Artificial Intelligence

The Very Real Fear Of Artificial Intelligence


Representative image.

Representative image.

My job it seems is safe, for now. Stringing together reasonably coherent sentences may not be a particularly testing task, but at least the threat from artificial intelligence (AI), the newest jobs-killer in town, isn’t as potent as I feared.
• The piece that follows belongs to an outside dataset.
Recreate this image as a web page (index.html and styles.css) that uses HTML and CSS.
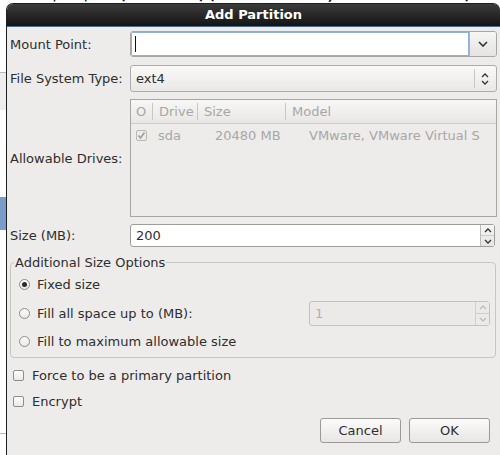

In a recent paper published in the Findings of Empirical Methods in Natural Language Processing (EMNLP), Assistant Professor Xiang Ren and PhD student Yuchen Lin at the University of Southern California found that despite significant advances AI still doesn’t have the common sense needed to generate plausible sentences. As Lin explained to Science Daily, “Current machine text-generation models can write an article that may be convincing to many humans, but they’re basically mimicking what they have seen in the training phase”. Where these models failed was in describing everyday scenarios. Given the words dog, frisbee, throw, and catch, one model came up with the sentence “Two dogs are throwing frisbees at each other.” Nothing wrong in that except that it misses what we know through common sense, viz that a dog can’t throw frisbees.

AI-driven writing systems may be able to generate a basic report on a musical event or even the quarterly results of a company. These can be programmed and algos can pick out the relevant details like how many people attended, who were the main leads, etc. But creative fiction or even non-fiction may be beyond the skill of current AI models.

Still, the day isn’t far, warn the researchers, when AI agents will generate more commonsensical responses. Already media startups such as Knowhere and Patch have integrated AI into their working and even legacy newspapers are incorporating some elements of it into their daily working. But an opinion piece is still some way off.

Indeed, five years ago when BuzzFeed created a Tom Friedman Sentence Generator using a statistical technique known as Markov chaining to generate what it called ‘random (if only somewhat plausible) sentences’, the results it threw up were not quite satisfactory, nor did they do justice to the well-known columnist. Here’s a small sampling of what it generates:

“Why are so beaten down by the world, you fall behind faster than you think.”

and

“Many jobs at Google — which is that I have been set back the Iraqi prime minister, and an imperfect but progressive soul, stood for.”

No wonder, Friedman still retains his column at The New York Times.

While that may be some comfort to his and my generation of columnists, younger writers have been put on notice.

They aren’t the only ones. According to a McKinsey Global Institute study, by 2030, intelligent agents and robots could replace 30 percent of the world’s current human labour. Effectively 375 million people will need to look for new jobs. In India, thousands of jobs, including those of call centre executives, translators, bank tellers and secretaries, could be lost.

Also under threat, nannies and babysitters. With nanny robots and virtual babysitters, AI is increasingly playing a role in childcare. In fact, a new book titled Big Brain Revolution: Artificial Intelligence – Spy or Saviour by Michelle Tempest predicts that in the next 30 years, parenting will become optional, and adults will only have to be present for the highlights of their offspring’s childhood.

What’s adding to the anxiety stemming from looming unemployment is the nature of some of the new jobs that the use of AI in areas like self-driving cars, surveillance systems and digital healthcare is creating. These include language specialists, surveyors and teachers of machines. While they don’t involve technical wizardry, they also tend to be as monotonous and iterative as say taking customer complaints in a call centre.

Can’t say I am looking forward to an enforced change of profession.